Cherry, the oldest of the Dupree sisters, was a Blainford graduate who was now riding the professional showjumping circuit. Like Alice and Kendal, she was lean and delicately built like a ballerina. The five-year-old in question was a Hanoverian called Doodlebug. He was sixteen-two and had the temperament of a volcano. When Georgie arrived, Cherry was having trouble settling him down and he kept doing little bucks as he went over the jumps. Cherry didn’t look at all perturbed by this, even though she was jumping him bareback!

“Oh, Cherry doesn’t like to use a saddle on the young ones,” Mrs Dupree told Georgie. “Doodlebug doesn’t have the strength in his back yet – he’s too young, too green.”

Georgie was stunned. The jumps in the arena were over a metre high and Cherry was taking the horse over all of them.

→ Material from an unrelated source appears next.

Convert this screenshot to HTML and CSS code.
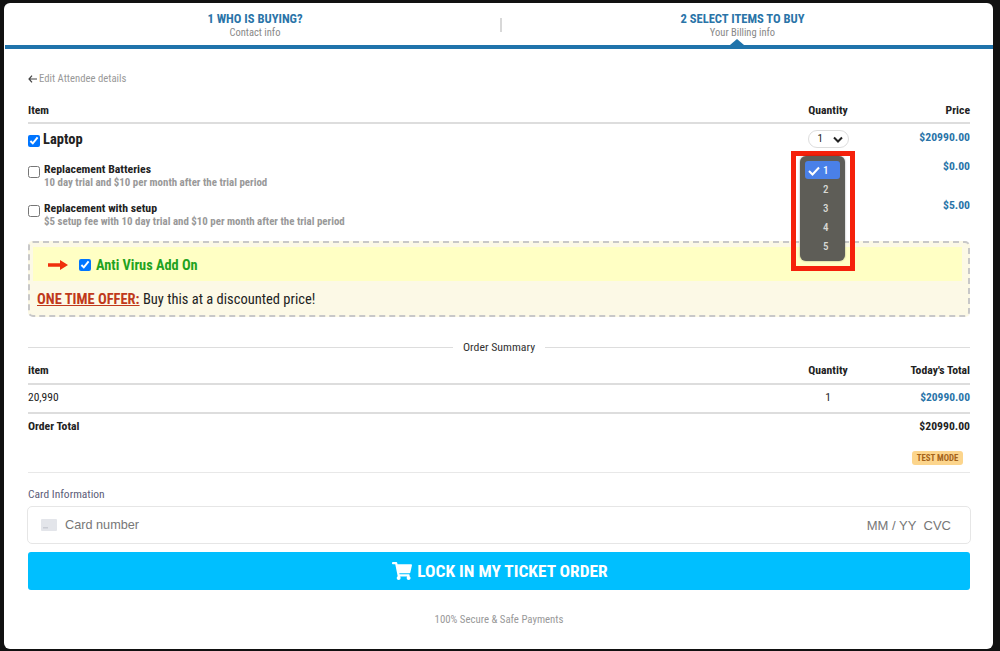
FILE: index.html
```html
<!DOCTYPE html>
<html lang="en">

<head>
    <meta charset="UTF-8">
    <meta name="viewport" content="width=device-width, initial-scale=1.0">
    <title>Select Items</title>
    <link rel="stylesheet" href="styles.css">
</head>

<body>
    <div class="modal">
        <!-- Steps -->
        <div class="steps">
            <div class="step">
                <div class="step-title">1 WHO IS BUYING?</div>
                <div class="step-sub">Contact info</div>
            </div>
            <div class="step-divider"></div>
            <div class="step step-active">
                <div class="step-title">2 SELECT ITEMS TO BUY</div>
                <div class="step-sub">Your Billing info</div>
            </div>
        </div>

        <div class="content">
            <div class="back">
                <svg class="back-arrow" width="9" height="8" viewBox="0 0 9 8"><path d="M4 .7L1 4l3 3.3M1 4h8" fill="none" stroke="#444" stroke-width="1.2"/></svg>
                Edit Attendee details
            </div>

            <!-- Item table -->
            <div class="row row-head">
                <div class="col-item">Item</div>
                <div class="col-qty">Quantity</div>
                <div class="col-price">Price</div>
            </div>

            <div class="row row-laptop">
                <div class="col-item check-line">
                    <input type="checkbox" checked>
                    <span class="laptop-name">Laptop</span>
                </div>
                <div class="col-qty qty-cell">
                    <span class="qty-select">1
                        <svg width="10" height="7" viewBox="0 0 10 7"><path d="M1 1.5l4 4 4-4" fill="none" stroke="#222" stroke-width="2"/></svg>
                    </span>
                    <div class="qty-callout">
                        <div class="qty-menu">
                            <div class="qty-option qty-selected">
                                <svg width="12" height="10" viewBox="0 0 12 10"><path d="M1 5l3.5 3.5L11 1.5" fill="none" stroke="#fff" stroke-width="2"/></svg>
                                1
                            </div>
                            <div class="qty-option">2</div>
                            <div class="qty-option">3</div>
                            <div class="qty-option">4</div>
                            <div class="qty-option">5</div>
                        </div>
                    </div>
                </div>
                <div class="col-price price-blue">$20990.00</div>
            </div>

            <div class="row row-addon">
                <div class="col-item addon">
                    <input type="checkbox">
                    <div>
                        <div class="addon-name">Replacement Batteries</div>
                        <div class="addon-desc">10 day trial and $10 per month after the trial period</div>
                    </div>
                </div>
                <div class="col-qty"></div>
                <div class="col-price price-blue">$0.00</div>
            </div>

            <div class="row row-addon">
                <div class="col-item addon">
                    <input type="checkbox">
                    <div>
                        <div class="addon-name">Replacement with setup</div>
                        <div class="addon-desc">$5 setup fee with 10 day trial and $10 per month after the trial period</div>
                    </div>
                </div>
                <div class="col-qty"></div>
                <div class="col-price price-blue">$5.00</div>
            </div>

            <!-- Offer box -->
            <div class="offer">
                <div class="offer-band">
                    <svg class="offer-arrow" width="20" height="10" viewBox="0 0 20 10"><path d="M0 3.2h12V0l8 5-8 5V6.8H0z" fill="#f0300c"/></svg>
                    <input type="checkbox" checked>
                    <span class="offer-name">Anti Virus Add On</span>
                </div>
                <div class="offer-text"><span class="offer-label">ONE TIME OFFER:</span> Buy this at a discounted price!</div>
            </div>

            <!-- Order summary -->
            <div class="summary-title"><span>Order Summary</span></div>

            <div class="row row-head row-head-summary">
                <div class="col-item">item</div>
                <div class="col-qty">Quantity</div>
                <div class="col-price">Today's Total</div>
            </div>
            <div class="row row-summary">
                <div class="col-item">20,990</div>
                <div class="col-qty">1</div>
                <div class="col-price price-blue">$20990.00</div>
            </div>
            <div class="row row-total">
                <div class="col-item">Order Total</div>
                <div class="col-qty"></div>
                <div class="col-price">$20990.00</div>
            </div>

            <div class="test-line"><span class="test-badge">TEST MODE</span></div>

            <!-- Card -->
            <div class="card-label">Card Information</div>
            <div class="card-input">
                <svg class="card-icon" width="16" height="12" viewBox="0 0 16 12"><rect width="16" height="12" rx="1" fill="#e3e5ea"/><rect x="2" y="8" width="5" height="1.5" fill="#c9ccd3"/></svg>
                <span class="card-number">Card number</span>
                <span class="card-expiry">MM / YY&nbsp; CVC</span>
            </div>

            <button class="buy-button" type="button">
                <svg width="20" height="18" viewBox="0 0 576 512"><path fill="#fff" d="M528 301l47-208c3-15-8-29-23-29H159l-9-45C147 8 137 0 126 0H24C11 0 0 11 0 24v16c0 13 11 24 24 24h70l70 343c-17 10-28 28-28 49 0 31 25 56 56 56s56-25 56-56c0-16-6-30-17-40h209c-11 10-17 24-17 40 0 31 25 56 56 56s56-25 56-56c0-22-13-41-32-50l5-24c3-15-8-29-23-29H217l-7-32h295c11 0 21-8 23-19z"/></svg>
                LOCK IN MY TICKET ORDER
            </button>

            <div class="secure">100% Secure &amp; Safe Payments</div>
        </div>
    </div>
</body>

</html>
```

FILE: styles.css
```css
/* Page frame */
* {
    box-sizing: border-box;
}

body {
    margin: 0;
    height: 651px;
    overflow: hidden;
    background: #111;
    font-family: "Roboto Condensed", "Liberation Sans Narrow", Roboto, sans-serif;
    color: #222;
}

.modal {
    margin: 3px 7px 0 4px;
    height: 646px;
    background: #fff;
    border-radius: 6px;
}

/* Steps */
.steps {
    display: flex;
    height: 46px;
    margin-left: 1px;
    border-bottom: 4px solid #1f73ab;
    padding-top: 8px;
}

.step {
    position: relative;
    width: 495px;
    padding-left: 5px;
    text-align: center;
}

.step-active {
    width: 491px;
    padding-left: 0;
    padding-right: 10px;
}

.step-active::after {
    content: "";
    position: absolute;
    left: 228px;
    bottom: 0;
    border-left: 7px solid transparent;
    border-right: 7px solid transparent;
    border-bottom: 6px solid #1f73ab;
}

.step-divider {
    width: 2px;
    height: 14px;
    margin-top: 7px;
    background: #d8d8d8;
}

.step-title {
    font-size: 12.6px;
    line-height: 15px;
    font-weight: 700;
    color: #2a74a8;
}

.step-sub {
    font-size: 10.5px;
    line-height: 13px;
    color: #888;
}

.content {
    padding: 0 23px 0 24px;
}

.back {
    display: flex;
    align-items: center;
    gap: 2px;
    margin-top: 23px;
    font-size: 10.7px;
    line-height: 14px;
    color: #999;
}

.back-arrow {
    flex: none;
}

/* Table rows */
.row {
    display: flex;
    font-size: 11.7px;
}

.col-item {
    flex: 1;
}

.col-qty {
    width: 80px;
    text-align: center;
}

.col-price {
    width: 102px;
    text-align: right;
    font-weight: 700;
}

.price-blue {
    color: #2a74a8;
}

.row-head {
    margin-top: 17px;
    height: 21px;
    border-bottom: 2px solid #ddd;
    line-height: 14px;
    font-weight: 700;
}

.row-laptop {
    height: 38px;
    padding-top: 8px;
    line-height: 14px;
}

.row-laptop .col-price {
    margin-top: -2px;
}

.check-line {
    display: flex;
    align-items: center;
    height: 16px;
}

input[type="checkbox"] {
    width: 12px;
    height: 12px;
    margin: 0 4px 0 0;
    flex: none;
}

.check-line input {
    margin: 1px 3px 0 0;
}

.laptop-name {
    font-size: 14.5px;
    font-weight: 700;
}

.qty-cell {
    position: relative;
    margin-top: -1px;
}

.qty-select {
    display: inline-flex;
    align-items: center;
    justify-content: space-between;
    width: 41px;
    height: 18px;
    padding: 0 5px 0 9px;
    border: 1px solid #ddd;
    border-radius: 9px;
    margin-top: -2px;
    font-size: 11px;
}

/* Dropdown shown open, on top of the rows */
.qty-callout {
    position: absolute;
    top: 20px;
    left: 3px;
    width: 64px;
    height: 120px;
    border: 5px solid #f5210b;
    padding: 0 0 0 4px;
    z-index: 2;
}

.qty-menu {
    width: 45px;
    height: 105px;
    padding: 5px;
    background: #5e5d57;
    border-radius: 6px;
    box-shadow: 0 0 2px rgba(0, 0, 0, .4);
}

.qty-option {
    position: relative;
    height: 19px;
    padding-left: 18px;
    line-height: 19px;
    font-size: 11px;
    font-weight: 500;
    text-align: left;
    color: #d8d8d4;
}

.qty-selected {
    height: 18px;
    margin-bottom: 1px;
    background: #4a80e8;
    border-radius: 3px;
    color: #fff;
}

.qty-selected svg {
    position: absolute;
    left: 3px;
    top: 5px;
}

.row-addon {
    height: 39px;
}

.row-addon .col-price {
    margin-top: -3px;
}

.addon {
    display: flex;
    align-items: flex-start;
}

.addon input {
    margin-top: 4px;
}

.addon-name {
    font-size: 11.8px;
    line-height: 14px;
    font-weight: 700;
}

.addon-desc {
    font-size: 10.9px;
    line-height: 14px;
    font-weight: 700;
    color: #999;
}

/* Offer box */
.offer {
    height: 76px;
    margin-top: 1px;
    padding: 4px 6px 0 3px;
    background: #fcf9e6;
    border: 2px dashed #c8c8c8;
    border-radius: 5px;
}

.offer-band {
    display: flex;
    align-items: center;
    height: 34px;
    padding: 2px 0 0 15px;
    background: #ffffc4;
}

.offer-arrow {
    margin-right: 11px;
}

.offer-band input {
    margin-right: 5px;
}

.offer-name {
    font-size: 14.3px;
    font-weight: 700;
    color: #1fa31f;
}

.offer-text {
    margin-top: 10px;
    padding-left: 4px;
    font-size: 14.5px;
    line-height: 18px;
    color: #222;
}

.offer-label {
    font-weight: 700;
    color: #c0391b;
    text-decoration: underline;
}

/* Order summary */
.summary-title {
    display: flex;
    align-items: center;
    gap: 10px;
    margin-top: 22px;
    font-size: 11.8px;
    line-height: 16px;
    color: #333;
}

.summary-title::before,
.summary-title::after {
    content: "";
    flex: 1;
    height: 1px;
    background: #ddd;
}

.row-head-summary {
    margin-top: 8px;
    height: 22px;
    border-bottom: 2px solid #ddd;
}

.row-summary {
    height: 29px;
    padding-top: 5px;
    line-height: 14px;
    font-size: 11.5px;
    border-bottom: 2px solid #ddd;
}

.row-total {
    height: 30px;
    padding-top: 5px;
    line-height: 14px;
    font-weight: 700;
}

.test-line {
    height: 29px;
    padding: 2px 7px 0 0;
    border-bottom: 1px solid #e8e8e8;
    text-align: right;
}

.test-badge {
    display: inline-block;
    width: 51px;
    height: 14px;
    background: #fcd58c;
    border-radius: 3px;
    font-size: 8.8px;
    line-height: 14px;
    font-weight: 700;
    text-align: center;
    color: #a5641a;
}

/* Card */
.card-label {
    margin-top: 14px;
    font-size: 11.5px;
    line-height: 14px;
    color: #5d5d78;
}

.card-input {
    display: flex;
    align-items: center;
    height: 38px;
    margin: 5px -1px 0 -1px;
    padding: 0 19px 0 13px;
    border: 1px solid #e6e6e6;
    border-radius: 5px;
    font-family: "Liberation Sans", Arial, sans-serif;
    font-size: 13px;
    color: #777;
}

.card-icon {
    margin-right: 8px;
}

.card-number {
    flex: 1;
    font-size: 12.7px;
}

.buy-button {
    display: flex;
    align-items: center;
    justify-content: center;
    gap: 5px;
    width: 100%;
    height: 38px;
    margin-top: 8px;
    padding-left: 8px;
    border: 0;
    border-radius: 3px;
    background: #00bfff;
    color: #fff;
    font-family: inherit;
    font-size: 17.4px;
    font-weight: 700;
}

.secure {
    margin-top: 23px;
    font-size: 10.8px;
    line-height: 14px;
    text-align: center;
    color: #999;
}
```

How on earth did she manage to stay on?

“Cherry jumps Grand Prix without a saddle,” Mrs Dupree said matter-of-factly. “She used to get into no end of trouble at Blainford, always being told off for riding bareback!”

While Mr Dupree rearranged the jumps with the dogs gambolling along at his heels, the rest of the family watched Cherry from the sidelines.

“Doodlebug’s on the forehand.” Alice frowned as she watched Cherry collect him up.

“She needs to sit back,” Kendal pointed out. “That’ll make him put in that extra stride before the jump.”

Mrs Dupree relayed their observations to Cherry, who acknowledged them with a cheery smile. “Charles,” Mrs Dupree called out to her husband. “Can you put a canter pole in front of the oxer to help Doodlebug take off?”

“Cherry has six horses that need work at the moment,” Mrs Dupree told the girls. “I’m sure she’ll be glad of an extra hand now that you’re here too, Georgie.”

Georgie didn’t need to be asked twice. Genuinely happy, she and Alice headed off to the stables to find themselves a horse.

For the next two days the girls spent nearly all their time down at the arena riding Cherry’s young jumpers. Cherry insisted that they ride bareback, which took some getting used to at first, but eventually Georgie found that she could hold her normal position over the fences, almost as if the saddle was invisible beneath her.